Output the material below unchanged, apart from leaving out the pictures.

↓

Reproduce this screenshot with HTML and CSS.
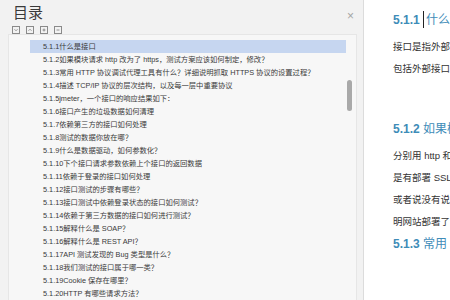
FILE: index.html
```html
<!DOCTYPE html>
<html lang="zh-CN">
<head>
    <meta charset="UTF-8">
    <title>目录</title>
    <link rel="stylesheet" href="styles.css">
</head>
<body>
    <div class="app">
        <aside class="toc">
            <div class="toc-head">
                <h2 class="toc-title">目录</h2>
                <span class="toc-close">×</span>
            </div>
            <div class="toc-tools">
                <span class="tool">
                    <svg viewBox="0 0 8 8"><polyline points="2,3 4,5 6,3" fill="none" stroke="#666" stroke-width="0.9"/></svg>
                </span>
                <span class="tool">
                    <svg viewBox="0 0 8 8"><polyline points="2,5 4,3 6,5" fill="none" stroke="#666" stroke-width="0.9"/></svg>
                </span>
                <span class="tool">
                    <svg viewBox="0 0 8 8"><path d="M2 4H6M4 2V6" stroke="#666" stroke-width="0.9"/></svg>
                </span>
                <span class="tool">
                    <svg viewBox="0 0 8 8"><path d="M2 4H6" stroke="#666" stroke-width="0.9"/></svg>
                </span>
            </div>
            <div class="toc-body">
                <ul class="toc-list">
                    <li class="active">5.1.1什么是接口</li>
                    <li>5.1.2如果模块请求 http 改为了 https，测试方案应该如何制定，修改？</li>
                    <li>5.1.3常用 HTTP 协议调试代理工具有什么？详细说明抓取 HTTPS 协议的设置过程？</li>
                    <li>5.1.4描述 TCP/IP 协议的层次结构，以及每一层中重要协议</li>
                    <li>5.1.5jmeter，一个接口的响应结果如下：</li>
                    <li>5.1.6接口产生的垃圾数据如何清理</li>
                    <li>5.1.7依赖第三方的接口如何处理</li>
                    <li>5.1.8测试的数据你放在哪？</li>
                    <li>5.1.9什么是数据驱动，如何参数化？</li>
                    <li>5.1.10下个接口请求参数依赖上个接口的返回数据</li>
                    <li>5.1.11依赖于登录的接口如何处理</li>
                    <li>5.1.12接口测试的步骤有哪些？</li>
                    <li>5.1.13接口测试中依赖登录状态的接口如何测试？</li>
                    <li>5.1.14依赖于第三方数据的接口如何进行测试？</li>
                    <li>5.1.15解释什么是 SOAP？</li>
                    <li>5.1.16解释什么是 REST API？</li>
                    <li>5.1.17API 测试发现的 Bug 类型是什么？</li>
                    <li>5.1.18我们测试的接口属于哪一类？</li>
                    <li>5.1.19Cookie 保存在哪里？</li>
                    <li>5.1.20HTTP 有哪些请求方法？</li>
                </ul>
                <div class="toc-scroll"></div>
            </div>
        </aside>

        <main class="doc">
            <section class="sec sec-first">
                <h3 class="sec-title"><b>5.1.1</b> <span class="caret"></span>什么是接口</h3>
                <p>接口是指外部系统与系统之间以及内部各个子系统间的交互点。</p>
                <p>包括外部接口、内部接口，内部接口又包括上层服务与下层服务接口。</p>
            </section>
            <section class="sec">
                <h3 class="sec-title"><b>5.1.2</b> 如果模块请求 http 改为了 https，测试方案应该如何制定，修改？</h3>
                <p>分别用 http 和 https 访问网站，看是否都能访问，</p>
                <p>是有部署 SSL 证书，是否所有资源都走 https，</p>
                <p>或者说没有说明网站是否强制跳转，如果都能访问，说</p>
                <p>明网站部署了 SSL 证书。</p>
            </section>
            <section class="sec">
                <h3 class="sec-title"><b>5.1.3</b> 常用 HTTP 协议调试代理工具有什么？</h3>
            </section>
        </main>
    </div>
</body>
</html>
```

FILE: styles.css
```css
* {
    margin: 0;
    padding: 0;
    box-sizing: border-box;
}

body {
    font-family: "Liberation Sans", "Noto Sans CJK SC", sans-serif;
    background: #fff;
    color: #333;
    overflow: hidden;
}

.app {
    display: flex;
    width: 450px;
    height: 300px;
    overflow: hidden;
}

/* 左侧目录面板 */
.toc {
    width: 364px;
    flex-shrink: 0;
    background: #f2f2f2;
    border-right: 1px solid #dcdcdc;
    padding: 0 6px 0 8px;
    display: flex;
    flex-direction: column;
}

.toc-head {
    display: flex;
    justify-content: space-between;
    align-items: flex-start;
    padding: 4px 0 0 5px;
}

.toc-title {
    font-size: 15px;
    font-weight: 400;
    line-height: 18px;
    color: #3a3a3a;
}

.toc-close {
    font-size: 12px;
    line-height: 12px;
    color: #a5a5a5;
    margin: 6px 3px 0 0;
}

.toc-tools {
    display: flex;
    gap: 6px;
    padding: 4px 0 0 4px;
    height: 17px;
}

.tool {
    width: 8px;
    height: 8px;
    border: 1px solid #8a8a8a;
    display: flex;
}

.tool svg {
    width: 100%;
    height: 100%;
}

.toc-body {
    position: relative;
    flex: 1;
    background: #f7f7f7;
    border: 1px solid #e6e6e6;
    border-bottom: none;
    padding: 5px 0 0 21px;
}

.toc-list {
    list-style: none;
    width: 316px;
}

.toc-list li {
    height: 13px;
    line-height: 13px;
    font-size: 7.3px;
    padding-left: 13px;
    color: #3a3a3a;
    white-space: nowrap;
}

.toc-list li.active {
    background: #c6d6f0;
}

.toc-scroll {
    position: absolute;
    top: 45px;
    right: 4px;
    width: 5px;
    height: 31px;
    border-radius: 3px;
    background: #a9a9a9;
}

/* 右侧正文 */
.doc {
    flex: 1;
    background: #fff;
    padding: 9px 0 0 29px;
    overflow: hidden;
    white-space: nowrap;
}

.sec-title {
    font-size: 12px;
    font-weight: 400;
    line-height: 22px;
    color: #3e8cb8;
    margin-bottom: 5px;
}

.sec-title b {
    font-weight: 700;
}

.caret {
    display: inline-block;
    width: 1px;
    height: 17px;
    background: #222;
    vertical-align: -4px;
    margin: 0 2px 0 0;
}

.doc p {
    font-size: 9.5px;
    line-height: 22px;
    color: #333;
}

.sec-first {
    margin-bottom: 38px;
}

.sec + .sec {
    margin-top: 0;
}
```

↑

§ **Output of the task**:
Reproduce this screenshot with HTML and CSS.
FILE: index.html
```html
<!DOCTYPE html>
<html lang="zh-CN">
<head>
    <meta charset="UTF-8">
    <title>目录</title>
    <link rel="stylesheet" href="styles.css">
</head>
<body>
    <div class="app">
        <aside class="toc">
            <div class="toc-head">
                <h2 class="toc-title">目录</h2>
                <span class="toc-close">×</span>
            </div>
            <div class="toc-tools">
                <span class="tool">
                    <svg viewBox="0 0 8 8"><polyline points="2,3 4,5 6,3" fill="none" stroke="#666" stroke-width="0.9"/></svg>
                </span>
                <span class="tool">
                    <svg viewBox="0 0 8 8"><polyline points="2,5 4,3 6,5" fill="none" stroke="#666" stroke-width="0.9"/></svg>
                </span>
                <span class="tool">
                    <svg viewBox="0 0 8 8"><path d="M2 4H6M4 2V6" stroke="#666" stroke-width="0.9"/></svg>
                </span>
                <span class="tool">
                    <svg viewBox="0 0 8 8"><path d="M2 4H6" stroke="#666" stroke-width="0.9"/></svg>
                </span>
            </div>
            <div class="toc-body">
                <ul class="toc-list">
                    <li class="active">5.1.1什么是接口</li>
                    <li>5.1.2如果模块请求 http 改为了 https，测试方案应该如何制定，修改？</li>
                    <li>5.1.3常用 HTTP 协议调试代理工具有什么？详细说明抓取 HTTPS 协议的设置过程？</li>
                    <li>5.1.4描述 TCP/IP 协议的层次结构，以及每一层中重要协议</li>
                    <li>5.1.5jmeter，一个接口的响应结果如下：</li>
                    <li>5.1.6接口产生的垃圾数据如何清理</li>
                    <li>5.1.7依赖第三方的接口如何处理</li>
                    <li>5.1.8测试的数据你放在哪？</li>
                    <li>5.1.9什么是数据驱动，如何参数化？</li>
                    <li>5.1.10下个接口请求参数依赖上个接口的返回数据</li>
                    <li>5.1.11依赖于登录的接口如何处理</li>
                    <li>5.1.12接口测试的步骤有哪些？</li>
                    <li>5.1.13接口测试中依赖登录状态的接口如何测试？</li>
                    <li>5.1.14依赖于第三方数据的接口如何进行测试？</li>
                    <li>5.1.15解释什么是 SOAP？</li>
                    <li>5.1.16解释什么是 REST API？</li>
                    <li>5.1.17API 测试发现的 Bug 类型是什么？</li>
                    <li>5.1.18我们测试的接口属于哪一类？</li>
                    <li>5.1.19Cookie 保存在哪里？</li>
                    <li>5.1.20HTTP 有哪些请求方法？</li>
                </ul>
                <div class="toc-scroll"></div>
            </div>
        </aside>

        <main class="doc">
            <section class="sec sec-first">
                <h3 class="sec-title"><b>5.1.1</b> <span class="caret"></span>什么是接口</h3>
                <p>接口是指外部系统与系统之间以及内部各个子系统间的交互点。</p>
                <p>包括外部接口、内部接口，内部接口又包括上层服务与下层服务接口。</p>
            </section>
            <section class="sec">
                <h3 class="sec-title"><b>5.1.2</b> 如果模块请求 http 改为了 https，测试方案应该如何制定，修改？</h3>
                <p>分别用 http 和 https 访问网站，看是否都能访问，</p>
                <p>是有部署 SSL 证书，是否所有资源都走 https，</p>
                <p>或者说没有说明网站是否强制跳转，如果都能访问，说</p>
                <p>明网站部署了 SSL 证书。</p>
            </section>
            <section class="sec">
                <h3 class="sec-title"><b>5.1.3</b> 常用 HTTP 协议调试代理工具有什么？</h3>
            </section>
        </main>
    </div>
</body>
</html>
```

FILE: styles.css
```css
* {
    margin: 0;
    padding: 0;
    box-sizing: border-box;
}

body {
    font-family: "Liberation Sans", "Noto Sans CJK SC", sans-serif;
    background: #fff;
    color: #333;
    overflow: hidden;
}

.app {
    display: flex;
    width: 450px;
    height: 300px;
    overflow: hidden;
}

/* 左侧目录面板 */
.toc {
    width: 364px;
    flex-shrink: 0;
    background: #f2f2f2;
    border-right: 1px solid #dcdcdc;
    padding: 0 6px 0 8px;
    display: flex;
    flex-direction: column;
}

.toc-head {
    display: flex;
    justify-content: space-between;
    align-items: flex-start;
    padding: 4px 0 0 5px;
}

.toc-title {
    font-size: 15px;
    font-weight: 400;
    line-height: 18px;
    color: #3a3a3a;
}

.toc-close {
    font-size: 12px;
    line-height: 12px;
    color: #a5a5a5;
    margin: 6px 3px 0 0;
}

.toc-tools {
    display: flex;
    gap: 6px;
    padding: 4px 0 0 4px;
    height: 17px;
}

.tool {
    width: 8px;
    height: 8px;
    border: 1px solid #8a8a8a;
    display: flex;
}

.tool svg {
    width: 100%;
    height: 100%;
}

.toc-body {
    position: relative;
    flex: 1;
    background: #f7f7f7;
    border: 1px solid #e6e6e6;
    border-bottom: none;
    padding: 5px 0 0 21px;
}

.toc-list {
    list-style: none;
    width: 316px;
}

.toc-list li {
    height: 13px;
    line-height: 13px;
    font-size: 7.3px;
    padding-left: 13px;
    color: #3a3a3a;
    white-space: nowrap;
}

.toc-list li.active {
    background: #c6d6f0;
}

.toc-scroll {
    position: absolute;
    top: 45px;
    right: 4px;
    width: 5px;
    height: 31px;
    border-radius: 3px;
    background: #a9a9a9;
}

/* 右侧正文 */
.doc {
    flex: 1;
    background: #fff;
    padding: 9px 0 0 29px;
    overflow: hidden;
    white-space: nowrap;
}

.sec-title {
    font-size: 12px;
    font-weight: 400;
    line-height: 22px;
    color: #3e8cb8;
    margin-bottom: 5px;
}

.sec-title b {
    font-weight: 700;
}

.caret {
    display: inline-block;
    width: 1px;
    height: 17px;
    background: #222;
    vertical-align: -4px;
    margin: 0 2px 0 0;
}

.doc p {
    font-size: 9.5px;
    line-height: 22px;
    color: #333;
}

.sec-first {
    margin-bottom: 38px;
}

.sec + .sec {
    margin-top: 0;
}
```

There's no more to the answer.